Although the images were shot on December 22, 2014, the plan was initially proposed in 2007, long before NuSTAR was even launched. At time, the notion of aiming NASA’s most powerful deep space telescope at something so close to home seemed maddening. But NuSTAR was the only X-Ray telescope capable of looking upon the sun without damaging its sensors from the brightness; not even NASA’s Chandra X-ray observatory could accomplish this feat. 

“NuSTAR will be exquisitely sensitive to the faintest X-ray activity happening in the solar atmosphere, and that includes possible nanoflares,” said David Smith, a solar physicist and member of the NuSTAR team at University of California, Santa Cruz.

By studying the nanoflares occurring along the sun’s surface, NASA hopes to understand why the sun’s outer atmosphere, called the corona, is significantly hotter than its surface. NASA explains that the corona is, on average, 1.8 million degrees Fahrenheit (1 million degrees Celsius), whereas, the surface of sun sits at the much cooler temperature 10,800 Fahrenheit (6,000 Celsius). Basically, the temperature difference is metaphorically like flame coming out of an ice cube. If the NuSTAR were to observe a nanoflare in action, the new information will solve this mystery.
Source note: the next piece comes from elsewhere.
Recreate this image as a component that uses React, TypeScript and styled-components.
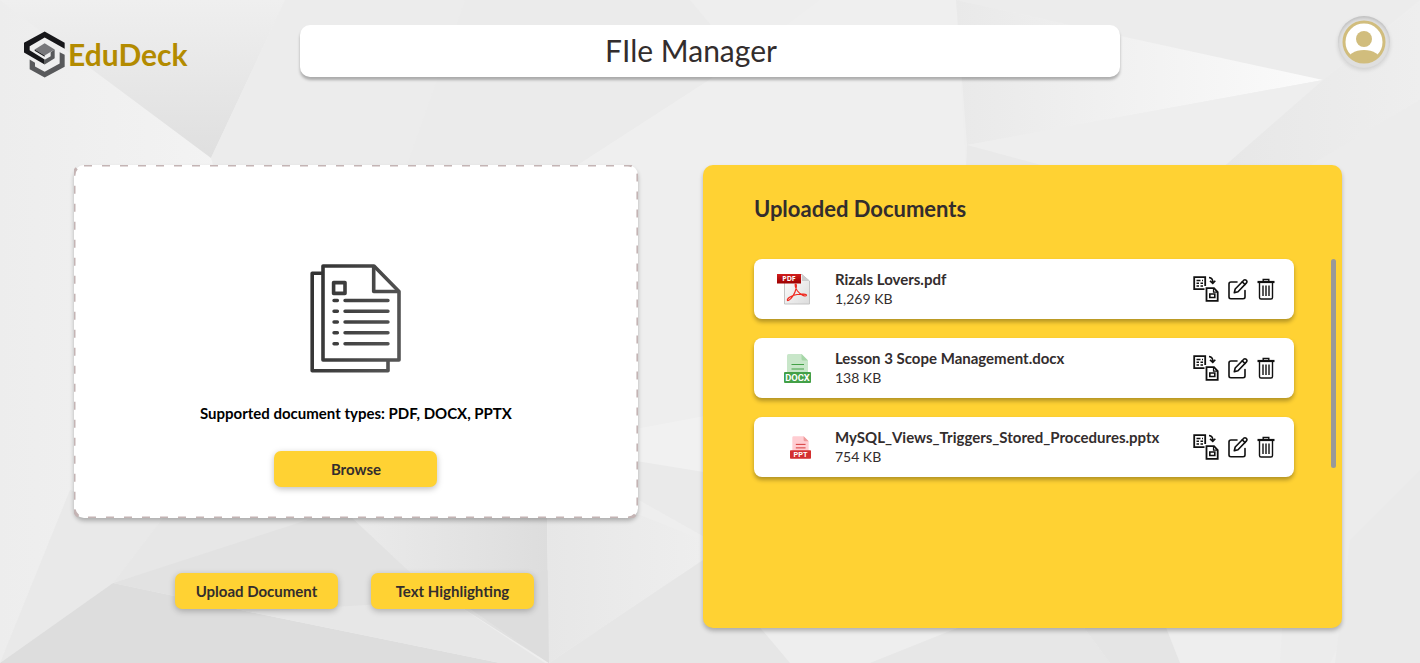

What’s more, optimistic astrophysicists hope that NuSTAR will also be able to spot axions, the hypothetical elementary particular postulated as one of the components of dark matter. Recall that dark matter refers to the undetectable matter populating the universe at five times the amount of regular matter, but is currently undetectable outside of its effects on gravity. If axions truly exist, they would appear as a spot of X-rays in the center of the sun.